Comme pour tout évènement, ce seront les extrêmes qui seront retenus. Les journalistes braqueront leur caméra sur ceux qui provoqueront le plus de dégâts. Un gâchis pour les vrais manifestants qui voient leur action ternie par un groupe non-représentatif de la manifestation. Pour les gilets jaunes, heureusement, l’amalgame standard du manifestant/casseur ne s’est pas déroulé car ni la police ni la classe politique n’ont assimilé les deux. Ils sont conscients du caractère pacifique de la contestation mais, quelque soit les points de vue de chacun, la réputation des gilets jaunes se retrouve ternie par la violence de certains. La page médiatique accordée au message est volée par les dégradations et le bilan humain des affrontements. Un pur gâchis…

 

Après le jaune, passage au vert ?

 

Et après ? Une fois cette manifestation terminée, que va-t-il se passer ? Nul ne le sait car le gouvernement seul peut décider des mesures à prendre.

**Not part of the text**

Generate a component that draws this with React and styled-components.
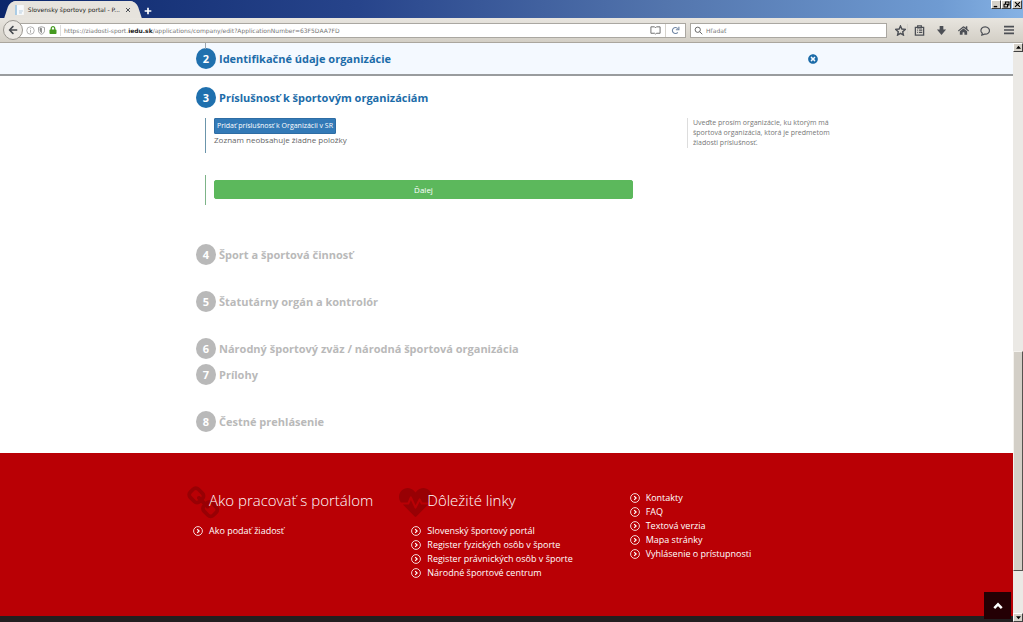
import React, { useState } from "react";
import styled, { createGlobalStyle, css } from "styled-components";
import {
  FaArrowLeft,
  FaHeartbeat,
  FaHome,
  FaLock,
  FaTimesCircle,
} from "react-icons/fa";

const GlobalStyle = createGlobalStyle`
  * {
    box-sizing: border-box;
  }

  body {
    margin: 0;
    background: #fff;
    font-family: "Open Sans", sans-serif;
    font-size: 8px;
    color: #666;
  }

  button, input {
    font-family: inherit;
    margin: 0;
  }
`;

const chromeFont = css`
  font-family: "DejaVu Sans", sans-serif;
  font-size: 6px;
`;

const URL_PARTS = [
  "https://ziadosti-sport.",
  "iedu.sk",
  "/applications/company/edit?ApplicationNumber=63F5DAA7FD",
];

const LOCKED_STEPS = [
  { number: 4, title: "Šport a športová činnosť" },
  { number: 5, title: "Štatutárny orgán a kontrolór" },
  { number: 6, title: "Národný športový zväz / národná športová organizácia" },
  { number: 7, title: "Prílohy", tight: true },
  { number: 8, title: "Čestné prehlásenie" },
];

const PORTAL_LINKS = ["Ako podať žiadosť"];

const IMPORTANT_LINKS = [
  "Slovenský športový portál",
  "Register fyzických osôb v športe",
  "Register právnických osôb v športe",
  "Národné športové centrum",
];

const SITE_LINKS = [
  "Kontakty",
  "FAQ",
  "Textová verzia",
  "Mapa stránky",
  "Vyhlásenie o prístupnosti",
];

/* Browser window */

const Window = styled.div`
  display: flex;
  flex-direction: column;
  height: 100vh;
  overflow: hidden;
`;

const TitleBar = styled.div`
  display: flex;
  align-items: flex-end;
  height: 18px;
  padding-left: 10px;
  flex: none;
  background: linear-gradient(to right, #0c276b, #27448b 35%, #5375ad 65%, #6f9bd2 92%, #86b2e4);
`;

const Tab = styled.div`
  position: relative;
  display: flex;
  align-items: center;
  gap: 4px;
  width: 126px;
  height: 17px;
  padding: 0 4px 0 5px;
  color: #222;
  background: #e6e3dd;
  border-radius: 6px 6px 0 0;
  ${chromeFont}

  &::before,
  &::after {
    content: "";
    position: absolute;
    bottom: 0;
    width: 12px;
    height: 17px;
    background: #e6e3dd;
  }

  &::before {
    left: -3px;
    border-top-left-radius: 6px;
    transform: skewX(-18deg);
  }

  &::after {
    right: -3px;
    border-top-right-radius: 6px;
    transform: skewX(18deg);
  }

  > * {
    position: relative;
    z-index: 1;
  }
`;

const TabTitle = styled.span`
  flex: 1;
  white-space: nowrap;
`;

const IconButton = styled.button`
  display: flex;
  align-items: center;
  justify-content: center;
  flex: none;
  width: ${(props) => props.$width || 12}px;
  height: 14px;
  padding: 0;
  border: 0;
  background: none;
  color: ${(props) => props.$color || "#4c4f55"};

  svg {
    display: block;
  }
`;

const WindowButtons = styled.div`
  display: flex;
  align-self: flex-start;
  margin-left: auto;
  padding-right: 1px;
`;

const WindowButton = styled.button`
  display: flex;
  align-items: center;
  justify-content: center;
  width: 10px;
  height: 9px;
  padding: 0;
  border: 1px solid;
  border-color: #fff #404040 #404040 #fff;
  background: #d6d2ca;

  &:last-child {
    margin-left: 1px;
  }
`;

const ScrollButton = styled(WindowButton)`
  &:last-child {
    margin-left: 0;
  }
`;

const Toolbar = styled.div`
  display: flex;
  align-items: center;
  height: 25px;
  padding: 0 1px 0 3px;
  flex: none;
  background: linear-gradient(#e8e5df, #d3cfc6);
  border-bottom: 1px solid #aaa69e;
`;

const BackButton = styled.button`
  display: flex;
  align-items: center;
  justify-content: center;
  position: relative;
  z-index: 1;
  flex: none;
  width: 20px;
  height: 20px;
  padding: 0;
  border: 1px solid #999690;
  border-radius: 50%;
  background: #ece9e4;
  color: #45494f;
`;

const AddressBar = styled.div`
  display: flex;
  align-items: center;
  flex: 1;
  height: 15px;
  margin-left: -4px;
  padding-left: 5px;
  border: 1px solid #aaa7a1;
  background: #fff;
`;

const AddressField = styled.div`
  display: grid;
  align-items: center;
  flex: 1;
  height: 11px;
  margin-left: 2px;
  padding-left: 3px;
  border-left: 1px solid #ddd;
  color: #777;
  ${chromeFont}

  > * {
    grid-area: 1 / 1;
  }
`;

const BareInput = styled.input`
  flex: 1;
  width: 100%;
  min-width: 0;
  padding: 0;
  border: 0;
  outline: 0;
  background: none;
  color: #555;
  font-size: inherit;

  &::placeholder {
    color: #777;
    opacity: 1;
  }
`;

const AddressText = styled.span`
  pointer-events: none;
  white-space: nowrap;

  strong {
    color: #222;
    font-weight: 600;
  }
`;

const SearchBar = styled.label`
  display: flex;
  align-items: center;
  gap: 3px;
  width: 197px;
  height: 15px;
  margin: 0 6px 0 4px;
  padding-left: 3px;
  border: 1px solid #aaa7a1;
  background: #fff;
  ${chromeFont}
`;

const Divider = styled.span`
  width: 1px;
  height: 13px;
  background: #d5d2cc;
`;

const ToolbarIcons = styled.div`
  display: flex;
  align-items: center;
`;

const Content = styled.div`
  display: grid;
  grid-template-columns: minmax(0, 1fr) 10px;
  flex: 1;
  min-height: 0;
`;

const Scrollbar = styled.div`
  display: flex;
  flex-direction: column;
  background: #ebe9e5;
`;

const ScrollTrack = styled.div`
  display: grid;
  grid-template-rows: 299fr 220fr 42fr;
  flex: 1;
`;

const ScrollThumb = styled.div`
  grid-row: 2;
  border: 1px solid;
  border-color: #f4f2ee #55534f #55534f #f4f2ee;
  background: #d3cfc7;
`;

/* Page */

const Page = styled.div`
  position: relative;
  display: flex;
  flex-direction: column;
  min-height: 0;
  overflow: hidden;
`;

const Container = styled.div`
  width: 100%;
  max-width: 655px;
  margin: 0 auto;
`;

const DoneStep = styled.section`
  flex: none;
  padding: 5px 0;
  background: #f4f9ff;
  border-bottom: 2px solid #999c9e;

  ${Container} {
    position: relative;
    display: flex;
    align-items: center;
    justify-content: space-between;
    padding-right: 16px;
  }

  ${Container}::before {
    content: "";
    position: absolute;
    top: -5px;
    left: 26px;
    width: 1px;
    height: 6px;
    background: #9aa5b0;
  }
`;

const StepHead = styled.div`
  display: flex;
  align-items: center;
  gap: 3px;
  height: 21px;
  padding-left: 17px;
  color: ${(props) => (props.$locked ? "#b9b9b9" : "#1c6ca9")};
`;

const StepNumber = styled.span`
  width: 20px;
  height: 21px;
  border-radius: 50%;
  background: ${(props) => (props.$locked ? "#b9b9b9" : "#1f70ae")};
  color: #fff;
  font-size: 11px;
  font-weight: 700;
  line-height: 21px;
  text-align: center;
`;

const StepTitle = styled.h2`
  margin: 0;
  font-size: 11px;
  font-weight: 700;
  line-height: 21px;
`;

const ActiveStep = styled.section`
  padding: 11px 0 13px;
`;

const StepBody = styled.div`
  display: grid;
  grid-template-columns: minmax(0, 1fr) 147px;
  gap: 22px 54px;
  margin-top: 10px;
  padding-left: 26px;
`;

const Fields = styled.div`
  min-height: ${(props) => (props.$final ? 30 : 35)}px;
  padding: ${(props) => (props.$final ? "5px 0 6px 8px" : "0 0 0 8px")};
  border-left: 1px solid ${(props) => (props.$final ? "#7db488" : "#6b95ab")};
`;

const Button = styled.button`
  display: block;
  padding: 0 2px;
  border: 1px solid #2e6da4;
  border-radius: 1px;
  background: #337ab7;
  color: #fff;
  font-size: 7px;
  line-height: 14px;

  ${(props) =>
    props.$wide &&
    css`
      width: 100%;
      border-color: #5cb85c;
      border-radius: 2px;
      background: #5cb85c;
      font-size: 8px;
      line-height: 17px;
    `}
`;

const EmptyNote = styled.p`
  margin: 0;
  line-height: 12px;
`;

const Help = styled.aside`
  align-self: start;
  padding-left: 5px;
  border-left: 1px solid #ddd;
  color: #777;
  font-size: 7px;
  line-height: 10px;
`;

const LockedSteps = styled.div`
  padding-bottom: 21px;
`;

const LockedStep = styled.section`
  padding-top: ${(props) => (props.$tight ? 5 : 26)}px;
`;

const Footer = styled.footer`
  flex: none;
  height: 163px;
  padding-top: 36px;
  background: #b90005;
  color: #fff;

  ${Container} {
    display: grid;
    grid-template-columns: repeat(3, 1fr);
  }
`;

const FooterTitle = styled.h3`
  position: relative;
  margin: 0 0 13px;
  padding-left: 30px;
  font-size: 15px;
  font-weight: 300;
  line-height: 22px;
  white-space: nowrap;

  svg {
    position: absolute;
    top: -3px;
    left: ${(props) => props.$iconLeft}px;
    color: #980004;
  }

  span {
    position: relative;
  }
`;

const LinkList = styled.ul`
  margin: 0;
  padding: ${(props) => (props.$untitled ? "2px 0 0 14px" : "0 0 0 14px")};
  list-style: none;
`;

const FooterLink = styled.a`
  display: flex;
  align-items: center;
  gap: 6px;
  color: #fff;
  font-size: 9px;
  line-height: 14px;
  text-decoration: none;
`;

const BottomBar = styled.div`
  flex: 1;
  background: #231f20;
`;

const ScrollTop = styled.button`
  position: absolute;
  right: 2px;
  bottom: 3px;
  display: flex;
  align-items: center;
  justify-content: center;
  width: 27px;
  height: 27px;
  padding: 0;
  border: 0;
  background: #240004;
  color: #fff;
`;

function Stroke({ size = 10, width = 1, view = 12, children }) {
  return (
    <svg
      width={size}
      height={size}
      viewBox={`0 0 ${view} ${view}`}
      fill="none"
      stroke="currentColor"
      strokeWidth={width}
      aria-hidden="true"
    >
      {children}
    </svg>
  );
}

function ChainIcon() {
  return (
    <svg width="35" height="35" viewBox="0 0 1792 1792" fill="currentColor" aria-hidden="true">
      <path d="M1456 1216q0-40-28-68l-208-208q-28-28-68-28-42 0-72 32 3 3 19 18.500t21.500 21.500 15 19 13 25.500 3.500 27.500q0 40-28 68t-68 28q-15 0-27.500-3.500t-25.500-13-19-15-21.500-21.500-18.500-19q-33 31-33 73 0 40 28 68l206 207q27 27 68 27 40 0 68-26l147-146q28-28 28-67zm-703-705q0-40-28-68l-206-207q-28-28-68-28-39 0-68 27l-147 146q-28 28-28 67 0 40 28 68l208 208q27 27 68 27 42 0 72-31-3-3-19-18.500t-21.500-21.500-15-19-13-25.500-3.500-27.500q0-40 28-68t68-28q15 0 27.500 3.500t25.500 13 19 15 21.500 21.500 18.500 19q33-31 33-73zm895 705q0 120-85 203l-147 146q-83 83-203 83-121 0-204-85l-206-207q-83-83-83-203 0-123 88-209l-88-88q-86 88-208 88-120 0-204-84l-208-208q-84-84-84-204t85-203l147-146q83-83 203-83 121 0 204 85l206 207q83 83 83 203 0 123-88 209l88 88q86-88 208-88 120 0 204 84l208 208q84 84 84 204z" />
    </svg>
  );
}

function AddressInput() {
  const [editing, setEditing] = useState(false);
  const [url, setUrl] = useState(URL_PARTS.join(""));

  return (
    <AddressField>
      <BareInput
        aria-label="Adresa"
        value={editing ? url : ""}
        onChange={(e) => setUrl(e.target.value)}
        onFocus={() => setEditing(true)}
        onBlur={() => setEditing(false)}
      />
      {!editing && (
        <AddressText>
          {URL_PARTS[0]}
          <strong>{URL_PARTS[1]}</strong>
          {URL_PARTS[2]}
        </AddressText>
      )}
    </AddressField>
  );
}

function BrowserHeader() {
  return (
    <>
      <TitleBar>
        <Tab>
          <svg width="9" height="10" viewBox="0 0 9 10" aria-hidden="true">
            <path d="M0 0h9v10H0z" fill="#f8fafc" />
            <path d="M0 0h2v10H0z" fill="#a9cbe4" />
            <path d="M4 6h4M4 8h3" stroke="#b5cbdc" />
          </svg>
          <TabTitle>Slovensky športovy portal - P...</TabTitle>
          <IconButton $width={8} aria-label="Zavrieť kartu">
            <Stroke size={6} width={2}><path d="M2 2l8 8M10 2l-8 8" /></Stroke>
          </IconButton>
        </Tab>
        <IconButton $width={24} $color="#fff" aria-label="Nová karta">
          <Stroke size={8} width={2.5}><path d="M6 1v10M1 6h10" /></Stroke>
        </IconButton>
        <WindowButtons>
          <WindowButton aria-label="Minimalizovať">
            <Stroke size={7} width={2} view={10}><path d="M1 8h5" stroke="#000" /></Stroke>
          </WindowButton>
          <WindowButton aria-label="Obnoviť">
            <Stroke size={7} width={1.5} view={10}>
              <path d="M3.500 4V1.500h5v4H7M1.500 4.500h5v4h-5z" stroke="#000" />
            </Stroke>
          </WindowButton>
          <WindowButton aria-label="Zavrieť">
            <Stroke size={7} width={1.6} view={10}><path d="M1.500 1.500l7 7M8.500 1.500l-7 7" stroke="#000" /></Stroke>
          </WindowButton>
        </WindowButtons>
      </TitleBar>
      <Toolbar>
        <BackButton aria-label="Späť"><FaArrowLeft size={10} /></BackButton>
        <AddressBar>
          <IconButton $width={11} $color="#999" aria-label="Informácie o stránke">
            <Stroke size={9}><circle cx="6" cy="6" r="5" /><path d="M6 5v4M6 3v1" /></Stroke>
          </IconButton>
          <IconButton $width={11} $color="#858585" aria-label="Ochrana">
            <Stroke size={9}>
              <path d="M6 1l4 1v4c0 2-1 4-4 5-3-1-4-3-4-5V2z" />
              <path d="M6 3v6c-1-1-2-2-2-4V3z" fill="currentColor" />
            </Stroke>
          </IconButton>
          <IconButton $width={11} $color="#459a20" aria-label="Zabezpečené">
            <FaLock size={8} />
          </IconButton>
          <AddressInput />
          <IconButton $width={20} $color="#666" aria-label="Čítačka">
            <Stroke size={11}><path d="M6 3L5 2H1v7h4l1 1 1-1h4V2H7L6 3" /></Stroke>
          </IconButton>
          <Divider />
          <IconButton $width={19} $color="#7187a5" aria-label="Obnoviť stránku">
            <Stroke size={9} width={1.5}><path d="M9 8.500A4 4 0 1 1 9 3.500M10.500 1v4h-4" /></Stroke>
          </IconButton>
        </AddressBar>
        <SearchBar>
          <Stroke size={9} width={1.3}><circle cx="5" cy="5" r="3.500" /><path d="M7.500 7.500L11 11" /></Stroke>
          <BareInput aria-label="Hľadať" placeholder="Hľadať" />
        </SearchBar>
        <ToolbarIcons>
          <IconButton $width={14} aria-label="Záložka">
            <Stroke size={11} width={1.5}>
              <path d="M6 1l1.500 3.400 3.700.4-2.800 2.500.8 3.700L6 9.100 2.800 11l.8-3.700L.8 4.800l3.700-.4z" />
            </Stroke>
          </IconButton>
          <Divider />
          <IconButton $width={22} aria-label="Záložky">
            <Stroke size={11} width={1.4}>
              <path d="M4 2.500H1.500v8.500h9V2.500H8M4 1h4v2H4zM3.500 5.500h1M5.500 5.500h3.500M3.500 8h1M5.500 8h3.500" />
            </Stroke>
          </IconButton>
          <IconButton $width={22} aria-label="Prevzaté súbory">
            <Stroke size={11} width={0}><path d="M4 1h4v4h3l-5 6-5-6h3z" fill="currentColor" /></Stroke>
          </IconButton>
          <IconButton $width={22} aria-label="Domov"><FaHome size={11} /></IconButton>
          <IconButton $width={22} aria-label="Chat">
            <Stroke size={11} width={1.3}><path d="M2.500 9A4.700 4 0 1 1 5 10L2 11z" /></Stroke>
          </IconButton>
          <IconButton $width={26} aria-label="Ponuka">
            <Stroke size={10} width={2}><path d="M0 2h12M0 6h12M0 10h12" /></Stroke>
          </IconButton>
        </ToolbarIcons>
      </Toolbar>
    </>
  );
}

function Step({ number, title, locked }) {
  return (
    <StepHead $locked={locked}>
      <StepNumber $locked={locked}>{number}</StepNumber>
      <StepTitle>{title}</StepTitle>
    </StepHead>
  );
}

function FooterLinks({ items, untitled }) {
  return (
    <LinkList $untitled={untitled}>
      {items.map((item) => (
        <li key={item}>
          <FooterLink href="#">
            <Stroke size={10}>
              <circle cx="6" cy="6" r="5.300" />
              <path d="M5 3.800L7.300 6 5 8.200" strokeWidth="1.500" />
            </Stroke>
            {item}
          </FooterLink>
        </li>
      ))}
    </LinkList>
  );
}

function App() {
  return (
    <Window>
      <GlobalStyle />
      <BrowserHeader />
      <Content>
        <Page>
          <DoneStep>
            <Container>
              <Step number={2} title="Identifikačné údaje organizácie" />
              <IconButton $color="#1c6ca9" $width={10} aria-label="Zrušiť">
                <FaTimesCircle size={10} />
              </IconButton>
            </Container>
          </DoneStep>
          <Container>
            <ActiveStep>
              <Step number={3} title="Príslušnosť k športovým organizáciám" />
              <StepBody>
                <Fields>
                  <Button>Pridať príslušnosť k Organizácii v SR</Button>
                  <EmptyNote>Zoznam neobsahuje žiadne položky</EmptyNote>
                </Fields>
                <Help>
                  Uveďte prosím organizácie, ku ktorým má športová organizácia, ktorá je
                  predmetom žiadosti príslušnosť.
                </Help>
                <Fields $final>
                  <Button $wide>Ďalej</Button>
                </Fields>
              </StepBody>
            </ActiveStep>
            <LockedSteps>
              {LOCKED_STEPS.map((step) => (
                <LockedStep key={step.number} $tight={step.tight}>
                  <Step number={step.number} title={step.title} locked />
                </LockedStep>
              ))}
            </LockedSteps>
          </Container>
          <Footer>
            <Container>
              <div>
                <FooterTitle $iconLeft={8}>
                  <ChainIcon />
                  <span>Ako pracovať s portálom</span>
                </FooterTitle>
                <FooterLinks items={PORTAL_LINKS} />
              </div>
              <div>
                <FooterTitle $iconLeft={2}>
                  <FaHeartbeat size={33} />
                  <span>Dôležité linky</span>
                </FooterTitle>
                <FooterLinks items={IMPORTANT_LINKS} />
              </div>
              <FooterLinks items={SITE_LINKS} untitled />
            </Container>
          </Footer>
          <BottomBar />
          <ScrollTop aria-label="Hore">
            <Stroke size={10} width={3}><path d="M1.500 8.500L6 4l4.500 4.500" /></Stroke>
          </ScrollTop>
        </Page>
        <Scrollbar>
          <ScrollButton aria-label="Posunúť nahor">
            <Stroke size={5} width={0}><path d="M0 9h12L6 2z" fill="#000" /></Stroke>
          </ScrollButton>
          <ScrollTrack><ScrollThumb /></ScrollTrack>
          <ScrollButton aria-label="Posunúť nadol">
            <Stroke size={5} width={0}><path d="M0 3h12l-6 7z" fill="#000" /></Stroke>
          </ScrollButton>
        </Scrollbar>
      </Content>
    </Window>
  );
}

export default App;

Va-t-elle faire preuve de compassion, ou de clairvoyance en reconnaissant les problèmes au quotidien du simple citoyen ? Va-t-elle poursuivre sa feuille de route comme s’il ne s’était rien passé, arguant que sa politique est juste ? Ou va-t-elle jouer la carte des casseurs en récupérant les débordements pour ne pas écouter les vrais manifestants ?

 

 

Une chose est sûre. Ce n’est pas Mai 68 mais les gilets jaunes ont déjà réussi un défi : laisser une marque indélébile dans l’histoire sociale de leur pays. Au fond, le gilet jaune a rempli sa fonction primaire. Rendre visible ceux qui le sont peu.